The Company periodically enters into price protection agreements to
hedge against volatility in crude oil prices. During 2001 and 2000, the Company
entered into all of its hedging contracts with ENAC. On December 2, 2001, ENAC
filed for Chapter 11 bankruptcy. The ENAC bankruptcy caused default on all of
the Company's hedging contracts from November 2001 through September 30, 2003.
As discussed in Note 2 to the Consolidated Financial Statements, the Company
recorded a loss of $2.2 million to the statement of operations to reflect
ineffectiveness of the derivative contracts and deferred a corresponding amount
in accumulated other comprehensive income. Of the $2.2 million deferred in
accumulated other comprehensive income, $480,000 was reclassified out of
accumulated other comprehensive income in 2001 resulting in an increase in crude
oil sales revenues. Although hedging activities do not affect the Company's
actual sales price for crude oil in the Field, the financial impact of hedging
transactions is reported as an adjustment to oil and gas sales revenue in the
period in which the related oil is sold. Excluding the effects of the ENAC
derivative discussed above, oil and gas sales revenues were decreased by $2.5
million and $6.1 million during year 2001 and 2000, respectively, to recognize
hedging contract settlement losses. See Item 7A "Quantitative and Qualitative
Disclosures About Market Risk".



21




Year Ended December 31, 2001 Year Ended December 31, 2000
------------------------------------ ------------------------------------
Net Volume Net Volume
(MBbls or Average Sales (MBbls or Average Sales
MMcfs) Price (in 000's) MMcfs) Price (in 000's)
---------- ---------- ---------- ---------- ---------- ----------

Crude Oil Sales 1,212 $ 22.31 $ 27,034 1,072 $ 26.71 $ 28,627
Natural Gas Sales 2,423 $ 3.05 7,394 2,289 $ 2.60 5,953
Hedging Loss (2,461) (6,083)
---------- ----------
Total Oil and Gas Sales $ 31,967 $ 28,497
---------- ----------


Lease Operating Expenses. Lease operating expense for the year ended
December 31, 2001 increased $1,748,000, or 23% from the previous year. Lease
operating expense per BOE increased from $5.23 per BOE sold in 2000 to $5.78 per
BOE in 2001. The increase in year 2001 on a BOE basis is due to substantially
higher costs of materials and labor, due to increased demand for products,
services and employees in the Monument Butte region and neighboring areas.

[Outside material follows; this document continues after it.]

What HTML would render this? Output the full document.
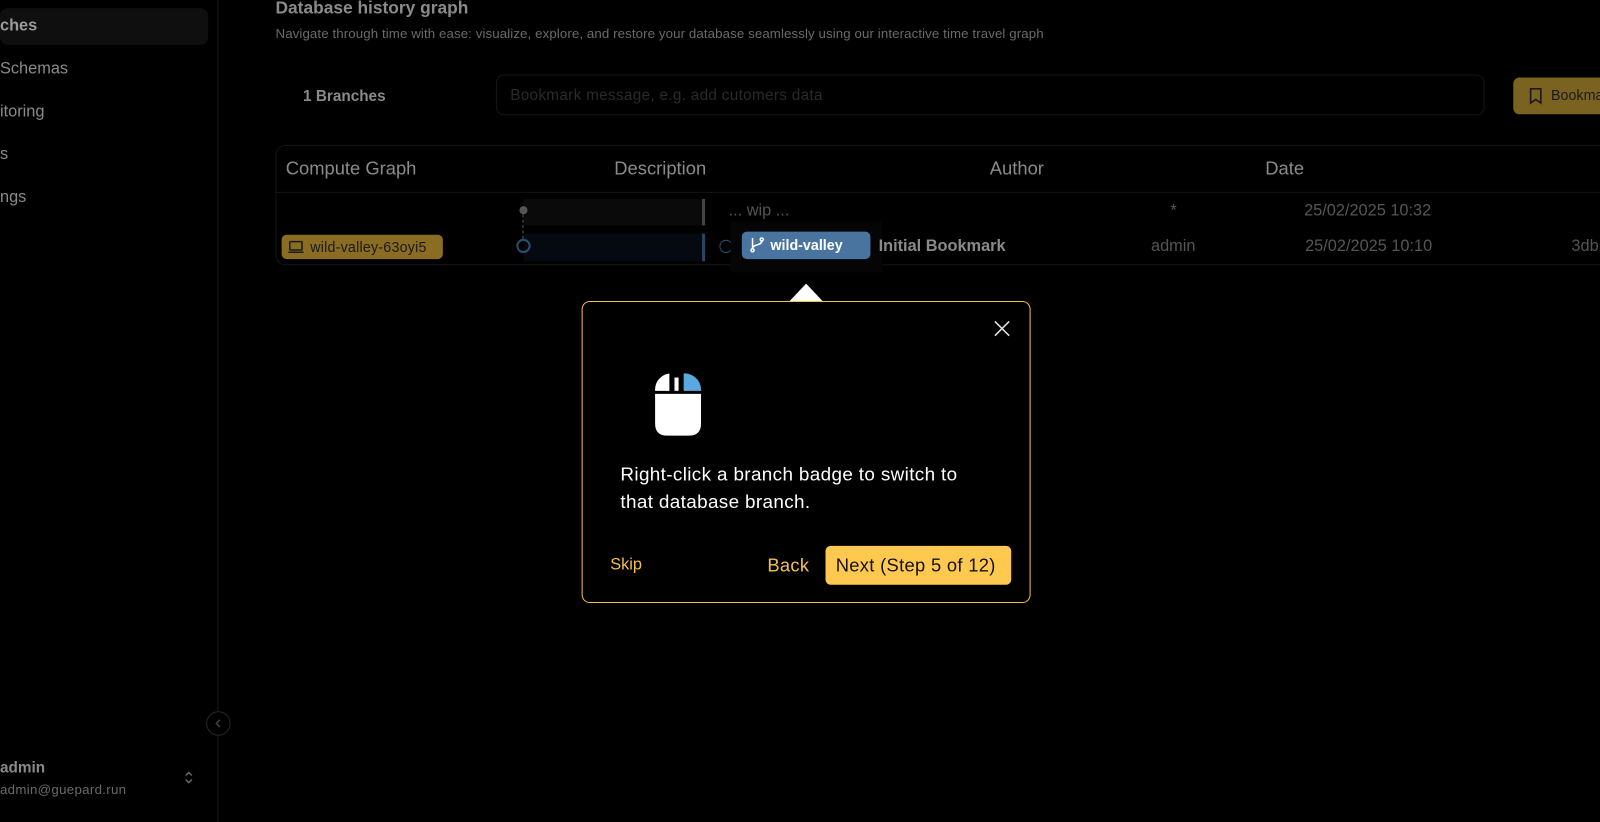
<!DOCTYPE html>
<html><head><meta charset="utf-8"><style>
*{box-sizing:border-box;margin:0;padding:0}
body{width:1600px;height:806px;background:#000;font-family:"Liberation Sans",sans-serif;position:relative;overflow:hidden;color:#888}
#w{position:absolute;left:0;top:0;width:1568px;height:790px;transform:scale(1.0204);transform-origin:0 0}
.a{position:absolute;white-space:nowrap}
</style></head><body><div id="w">
<div class="a" style="left:0;top:8px;width:204px;height:36px;background:#0f0f0f;border-radius:8px"></div>
<div class="a" style="left:0;top:17px;font-size:16px;font-weight:bold;color:#9a9a9a">ches</div>
<div class="a" style="left:0;top:59px;font-size:16px;color:#8a8a8a">Schemas</div>
<div class="a" style="left:0;top:101px;font-size:16px;color:#8a8a8a">itoring</div>
<div class="a" style="left:0;top:143px;font-size:16px;color:#8a8a8a">s</div>
<div class="a" style="left:0;top:185px;font-size:16px;color:#8a8a8a">ngs</div>
<div class="a" style="left:213px;top:0;width:1px;height:806px;background:#161616"></div>
<div class="a" style="left:202px;top:697px;width:24px;height:24px;border:1.5px solid #262626;border-radius:50%;background:#000"></div>
<svg class="a" style="left:207px;top:702px" width="14" height="14" viewBox="0 0 14 14" fill="none" stroke="#444" stroke-width="1.5"><path d="M8.5 3.5L5 7l3.5 3.5"/></svg>
<div class="a" style="left:0;top:744px;font-size:15px;font-weight:bold;color:#8a8a8a">admin</div>
<div class="a" style="left:0;top:766px;font-size:13px;color:#6a6a6a;letter-spacing:0.3px">admin@guepard.run</div>
<svg class="a" style="left:179px;top:754px" width="12" height="16" viewBox="0 0 12 16" fill="none" stroke="#666" stroke-width="1.5"><path d="M3 6l3-3 3 3M3 10l3 3 3-3"/></svg>

<div class="a" style="left:270px;top:-2px;font-size:17px;font-weight:bold;color:#8a8a8a">Database history graph</div>
<div class="a" style="left:270px;top:25px;font-size:13px;color:#6a6a6a;letter-spacing:0.1px">Navigate through time with ease: visualize, explore, and restore your database seamlessly using our interactive time travel graph</div>
<div class="a" style="left:297px;top:86px;font-size:15px;font-weight:bold;color:#8a8a8a">1 Branches</div>
<div class="a" style="left:486px;top:73px;width:969px;height:40px;border:1px solid #151515;border-radius:8px"></div>
<div class="a" style="left:500px;top:85px;font-size:15px;color:#2a2a2a;letter-spacing:0.3px">Bookmark message, e.g. add cutomers data</div>
<div class="a" style="left:1483px;top:76px;width:130px;height:36px;background:#7a6221;border-radius:6px"></div>
<svg class="a" style="left:1497px;top:85px" width="16" height="18" viewBox="0 0 16 18" fill="none" stroke="#1a1a1a" stroke-width="1.6"><path d="M3 2h10v14l-5-3.5L3 16z"/></svg>
<div class="a" style="left:1520px;top:85px;font-size:14px;color:#1a1a1a">Bookma</div>

<div class="a" style="left:270px;top:142px;width:1340px;height:118px;border:1px solid #151515;border-radius:10px"></div>
<div class="a" style="left:270px;top:188px;width:1340px;height:1px;background:#141414"></div>
<div class="a" style="left:280px;top:155px;font-size:18px;color:#8a8a8a">Compute Graph</div>
<div class="a" style="left:602px;top:155px;font-size:18px;color:#8a8a8a">Description</div>
<div class="a" style="left:970px;top:155px;font-size:18px;color:#8a8a8a">Author</div>
<div class="a" style="left:1240px;top:155px;font-size:18px;color:#8a8a8a">Date</div>

<div class="a" style="left:513px;top:195px;width:176px;height:26px;background:#0a0a0a"></div>
<div class="a" style="left:688px;top:195px;width:3px;height:26px;background:#444"></div>
<div class="a" style="left:513px;top:229px;width:176px;height:27px;background:#050a10"></div>
<div class="a" style="left:688px;top:229px;width:3px;height:27px;background:#2a4560"></div>
<div class="a" style="left:509px;top:202px;width:8px;height:8px;border-radius:50%;background:#555"></div>
<div class="a" style="left:512px;top:210px;width:0;height:24px;border-left:1.5px dashed #555"></div>
<div class="a" style="left:506px;top:234px;width:14px;height:14px;border-radius:50%;border:2px solid #2a4c6e"></div>
<div class="a" style="left:705px;top:235px;width:13px;height:13px;border-radius:50%;border:1.5px solid #2a4c6e"></div>
<div class="a" style="left:714px;top:198px;font-size:16px;color:#555">... wip ...</div>
<div class="a" style="left:716px;top:217px;width:148px;height:50px;background:#050505"></div>
<div class="a" style="left:727px;top:227px;width:126px;height:27px;background:#4a74a0;border-radius:5px"></div>
<svg class="a" style="left:733px;top:231px" width="18" height="18" viewBox="0 0 24 24" fill="none" stroke="#fff" stroke-width="2"><circle cx="6" cy="19" r="2"/><circle cx="18" cy="5" r="2"/><path d="M6 3v14M18 7c0 6-12 4-12 10"/></svg>
<div class="a" style="left:755px;top:232px;font-size:14px;font-weight:bold;color:#fff">wild-valley</div>
<div class="a" style="left:861px;top:233px;font-size:16px;font-weight:bold;color:#8a8a8a">Initial Bookmark</div>
<div class="a" style="left:1147px;top:198px;font-size:16px;color:#555">*</div>
<div class="a" style="left:1278px;top:198px;font-size:16px;color:#555">25/02/2025 10:32</div>
<div class="a" style="left:1128px;top:233px;font-size:16px;color:#555">admin</div>
<div class="a" style="left:1279px;top:233px;font-size:16px;color:#555">25/02/2025 10:10</div>
<div class="a" style="left:1540px;top:233px;font-size:16px;color:#555">3db</div>
<div class="a" style="left:276px;top:230px;width:158px;height:24px;background:#8a6d22;border-radius:5px"></div>
<svg class="a" style="left:281px;top:233px" width="18" height="18" viewBox="0 0 24 24" fill="none" stroke="#1a1a1a" stroke-width="2"><rect x="4" y="5" width="16" height="11" rx="1"/><path d="M2 19h20"/></svg>
<div class="a" style="left:304px;top:234px;font-size:14px;color:#1a1a1a;letter-spacing:0.2px">wild-valley-63oyi5</div>

<div class="a" style="left:773px;top:278px;width:0;height:0;border-left:17px solid transparent;border-right:17px solid transparent;border-bottom:18px solid #fff"></div>
<div class="a" style="left:570px;top:295px;width:440px;height:296px;border:1.5px solid #f5c04a;border-radius:8px;background:#000"></div>
<svg class="a" style="left:972px;top:312px" width="20" height="20" viewBox="0 0 20 20" stroke="#ddd" stroke-width="1.6"><path d="M3 3l14 14M17 3L3 17"/></svg>
<svg class="a" style="left:641px;top:363px" width="48" height="64" viewBox="0 0 48 64">
<path d="M1 20 A16 16 0 0 1 15 3 L15 20 Z" fill="#fff"/>
<rect x="20" y="7" width="4" height="13" fill="#fff"/>
<path d="M29 3 A16 16 0 0 1 46 20 L29 20 Z" fill="#5aa8e0"/>
<path d="M1 23 H46 V52 Q46 64 34 64 H13 Q1 64 1 52 Z" fill="#fff"/>
</svg>
<div class="a" style="left:608px;top:451px;font-size:18.5px;color:#fff;line-height:27px;letter-spacing:0.35px;font-weight:500">Right-click a branch badge to switch to<br>that database branch.</div>
<div class="a" style="left:598px;top:545px;font-size:16px;color:#f5c04a">Skip</div>
<div class="a" style="left:752px;top:544px;font-size:18px;color:#f5c04a;letter-spacing:0.3px">Back</div>
<div class="a" style="left:809px;top:535px;width:182px;height:38px;background:#ffc94f;border-radius:5px"></div>
<div class="a" style="left:819px;top:544px;font-size:18px;color:#111;letter-spacing:0.3px">Next (Step 5 of 12)</div>
</div></body></html>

Production Taxes. Production taxes as a percentage of sales were 1.4%
in 2001 and 1.4% in 2000. Production tax expense consists of estimates of the
Company's yearly effective tax rate for Utah state severance tax and production
ad valorem tax. Changes in sales prices, tax rates, tax exemptions and the
timing, location and results of drilling activities can all affect the Company's
actual effective tax rate.

Exploration. Exploration expense in 2001 and 2000 represents the
Company's cost to retain unproved acreage including delay rentals.

Depletion, Depreciation and Amortization. Depletion, depreciation and
amortization for the year ended December 31, 2001 increased 17%, or $1.3
million, from the previous year. The increase resulted from increased sales
volumes and a higher average depletion rate. Depletion, which is based on the
units-of-production method, comprises the majority of the total charge. The
depletion rate is a function of capitalized costs and related underlying proved
reserves in the periods presented. The Company's average depletion rate was
$5.26 per BOE sold during 2001 compared to $4.95 per BOE sold during 2000. An
increase in the 2000 and 2001 capital expenditures, which were not offset by an
increase in oil and gas reserves until the end of 2001, increased the actual
depletion rate in 2001.

General and Administrative, Net. General and administrative expense for
the year ended December 31, 2001 decreased $642,000, or 30% from the previous
year. General and administrative expense is reported net of operator fees and
reimbursements which were $7.5 million and $5.5 million during 2001 and 2000,
respectively. Gross general and administrative expense was $9 million in 2001
and $7.6 million in 2000. The lower net general and administrative expenses for
2001 was due to higher reimbursement from operating overhead, drilling and labor
due to the 2001 drilling program offset by higher labor and benefit costs.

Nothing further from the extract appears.